This series of lectures will discuss the significance of Aboriginal art in Australia, and its place as a contemporary movement in this country’s cultural landscape. We will focus on the production of the city-based Indigenous artist, their approaches, and their keen awareness of multiple and often conflicting histories. When so much has been lost through the settlement of Australia, what is it that inspires their work, and why is it important that a kind of reclamation takes place through their art? These questions and many more will be explored and answered in discussions that take us from the north to south, and east to west of the country.

Venue:
Michael Reid at Murrurundi
Boyd Street,
Murrurundi,
The Upper Hunter,
NSW 2338 Australia

When:
Saturday, 14th, March

Cost:
$120 for the whole day.
Bookings online www.michaelreid.com.au

Getting there:
Murrurundi is a small, early Colonial town of about 1,000 people situated 330 km north of Sydney (four hours drive) on the New England Highway and 45 km north of Scone at the very crown of the Upper Hunter Valley.

About the speaker…
Born in Mackay, Queensland, Danie Mellor has lived, worked, travelled and studied in Australia, England, Scotland and South Africa.

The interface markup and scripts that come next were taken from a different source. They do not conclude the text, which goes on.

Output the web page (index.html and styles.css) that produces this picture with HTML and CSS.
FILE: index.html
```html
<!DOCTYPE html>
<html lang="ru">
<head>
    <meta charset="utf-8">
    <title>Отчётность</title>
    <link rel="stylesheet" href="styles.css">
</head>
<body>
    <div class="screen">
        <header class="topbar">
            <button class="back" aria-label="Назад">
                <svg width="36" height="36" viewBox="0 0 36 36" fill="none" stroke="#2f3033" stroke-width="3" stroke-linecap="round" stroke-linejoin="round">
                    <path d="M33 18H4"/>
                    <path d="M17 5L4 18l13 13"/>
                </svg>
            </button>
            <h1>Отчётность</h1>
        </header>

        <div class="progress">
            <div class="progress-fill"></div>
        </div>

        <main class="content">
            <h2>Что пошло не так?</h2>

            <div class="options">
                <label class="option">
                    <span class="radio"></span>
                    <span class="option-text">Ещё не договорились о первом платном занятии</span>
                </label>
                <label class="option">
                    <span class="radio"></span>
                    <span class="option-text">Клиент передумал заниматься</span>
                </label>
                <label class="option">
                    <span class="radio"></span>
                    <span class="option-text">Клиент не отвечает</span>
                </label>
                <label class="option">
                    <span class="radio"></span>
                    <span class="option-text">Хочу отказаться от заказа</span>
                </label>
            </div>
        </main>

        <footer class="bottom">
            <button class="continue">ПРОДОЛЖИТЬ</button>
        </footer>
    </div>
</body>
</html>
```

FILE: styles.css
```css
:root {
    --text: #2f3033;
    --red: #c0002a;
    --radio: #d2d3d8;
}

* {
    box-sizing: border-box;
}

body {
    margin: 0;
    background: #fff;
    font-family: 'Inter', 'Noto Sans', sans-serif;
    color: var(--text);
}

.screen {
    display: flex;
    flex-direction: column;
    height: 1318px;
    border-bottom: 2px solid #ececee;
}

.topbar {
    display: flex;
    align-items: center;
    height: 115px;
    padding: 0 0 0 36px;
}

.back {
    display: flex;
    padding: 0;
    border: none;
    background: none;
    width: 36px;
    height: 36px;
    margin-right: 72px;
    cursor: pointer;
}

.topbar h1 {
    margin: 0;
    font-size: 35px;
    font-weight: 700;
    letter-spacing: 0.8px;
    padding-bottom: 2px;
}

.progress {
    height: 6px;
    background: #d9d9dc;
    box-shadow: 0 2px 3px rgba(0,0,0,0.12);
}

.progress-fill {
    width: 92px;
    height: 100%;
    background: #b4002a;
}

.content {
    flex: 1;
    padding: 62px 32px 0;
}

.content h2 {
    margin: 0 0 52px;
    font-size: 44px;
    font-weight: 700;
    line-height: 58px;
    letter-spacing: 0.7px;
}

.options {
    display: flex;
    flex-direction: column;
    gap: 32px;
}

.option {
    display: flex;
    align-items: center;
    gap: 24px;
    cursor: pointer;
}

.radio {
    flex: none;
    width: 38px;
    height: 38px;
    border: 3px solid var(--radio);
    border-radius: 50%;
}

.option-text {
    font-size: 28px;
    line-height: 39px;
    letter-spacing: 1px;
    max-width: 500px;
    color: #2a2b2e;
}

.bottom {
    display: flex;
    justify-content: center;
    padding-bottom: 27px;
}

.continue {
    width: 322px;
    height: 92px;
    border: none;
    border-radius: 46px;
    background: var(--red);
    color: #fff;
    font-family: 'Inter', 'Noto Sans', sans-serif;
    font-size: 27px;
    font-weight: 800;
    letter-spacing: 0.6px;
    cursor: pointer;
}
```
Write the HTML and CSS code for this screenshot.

He is an artist whose work encompasses and comments on Indigenous and non-Indigenous culture and history, and his work has been regularly shown in significant exhibitions in Australia, including Story Place, Queensland Art Gallery and Primavera, Museum of Contemporary Art, Culture Warriors, National Gallery of Australia, and is represented in many permanent national, state and private collections. Since completing his doctorate in 2004, he has lectured in Art Theory at the Sydney College of the Arts, specialising in contemporary Aboriginal art, and he divides his time between his studio and home in Canberra and Sydney.